The perpetrator in question was described as “a misguided individual with a cause,” by a spokesperson from Veterans Affairs Canada (VAC), according to Global News.
The act of vandalism, which was witnessed late Tuesday evening, has garnered a line-up of condemnation from a handful of governing officials, including Canada’s Minister of Veterans Affairs, Ginette Petitpas Taylor, who noted, “VAC officials are currently working… to ensure that the graffiti is removed as soon as possible.”
The memorial is a long-standing and profoundly symbolic testament to 11,285 Canadian soldiers who fell in France over the course of Canada’s action in the First World War, whose burial sites we may never know.

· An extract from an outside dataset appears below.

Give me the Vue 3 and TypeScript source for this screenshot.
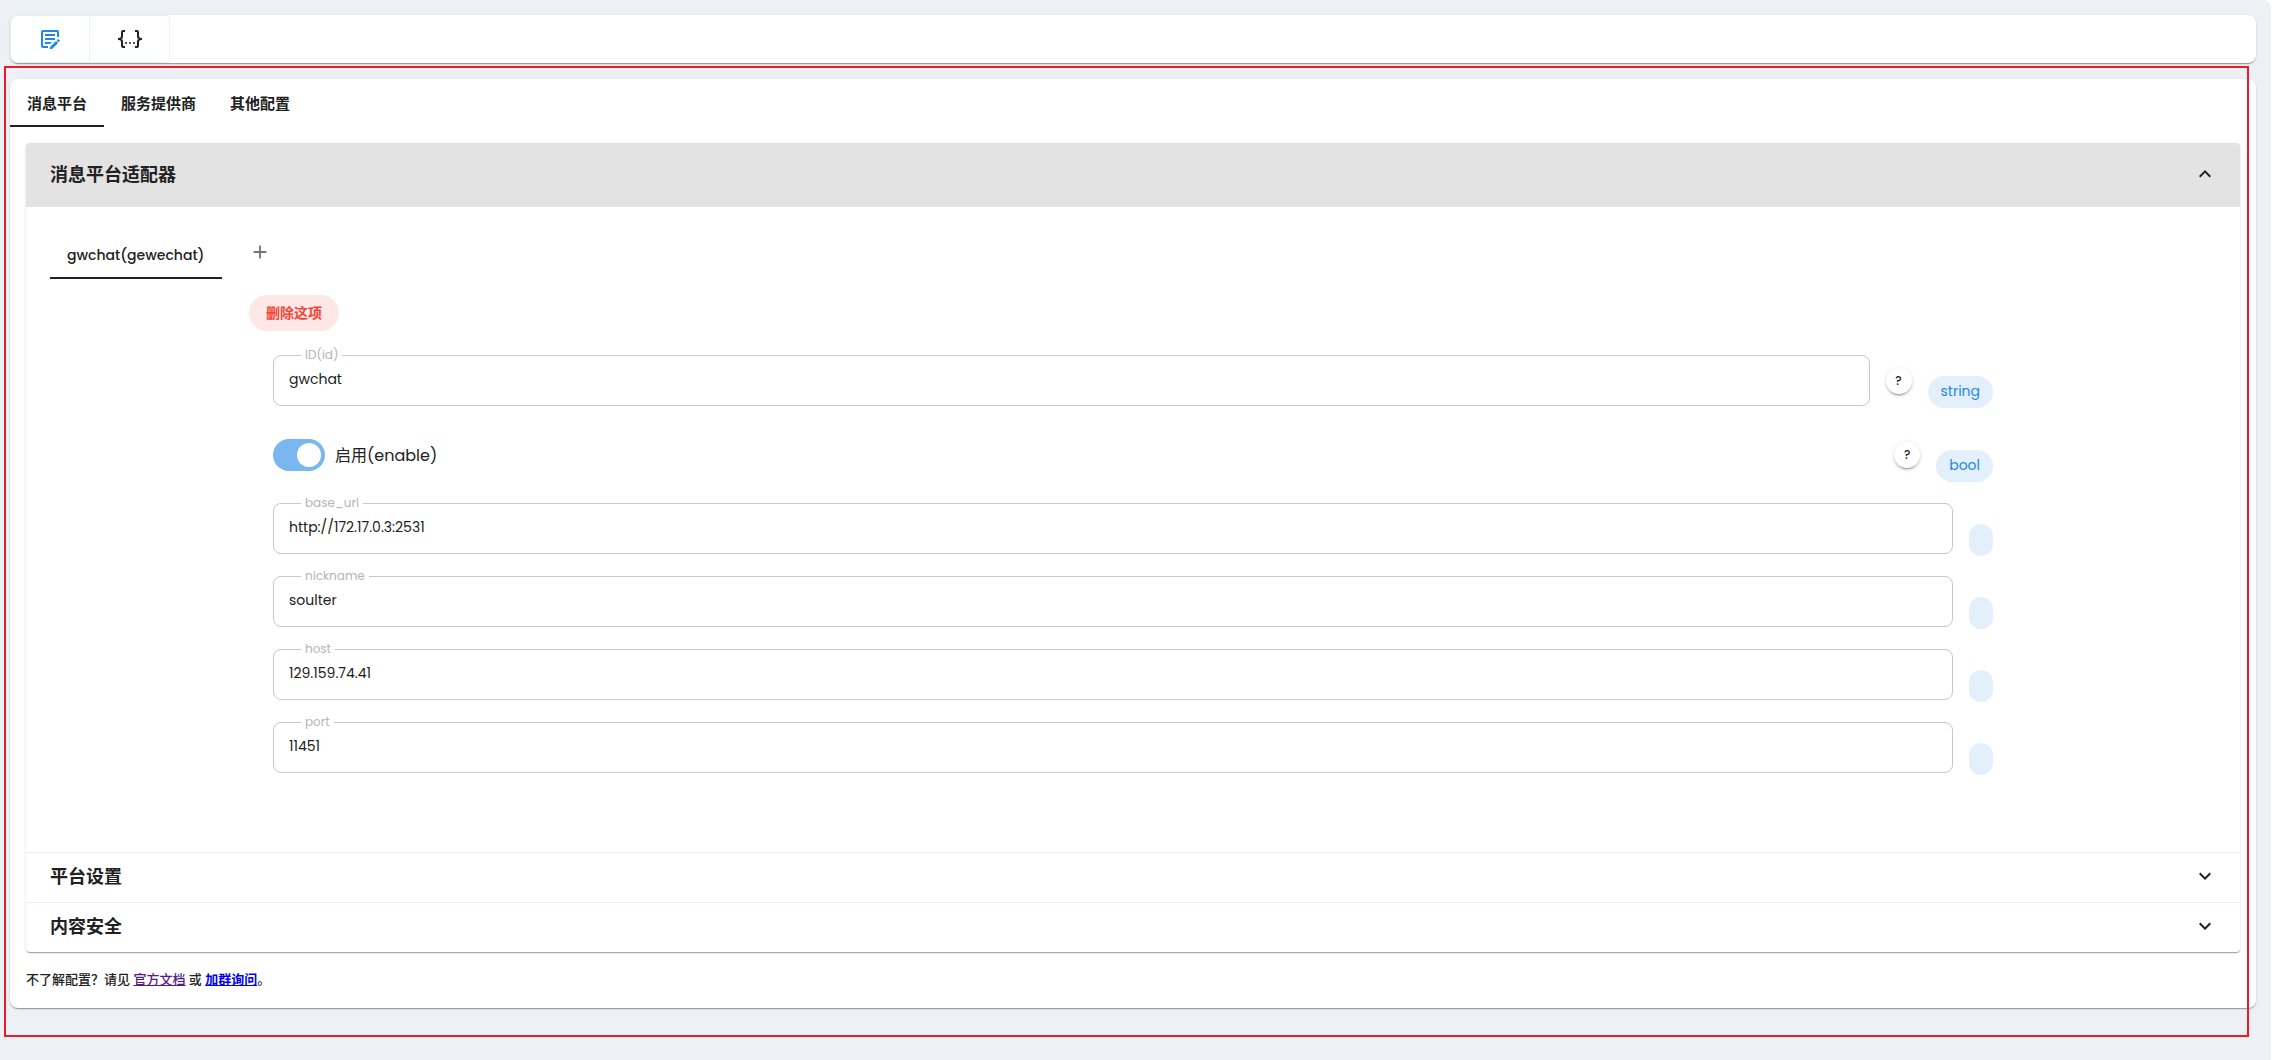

At Vimy in particular, Canada was responsible for a historic, though casualty-heavy victory, cementing a reputation for unshakeable courage and fierce determination that would last throughout the war.
According to the Canadian War Museum, Brigadier-General A.E. Ross is said to have declared after the war, “in those few minutes I witnessed the birth of a nation.”
Architect Walter Seymour Allward spent eleven years on its construction, adding the embodiment of Peace at its peak, which looks out from 110 metres above the earth over a landscape still riddled with unexploded mines and preserved trenches, callouses of a violent conflict that Canadian brothers and fathers died to resolve.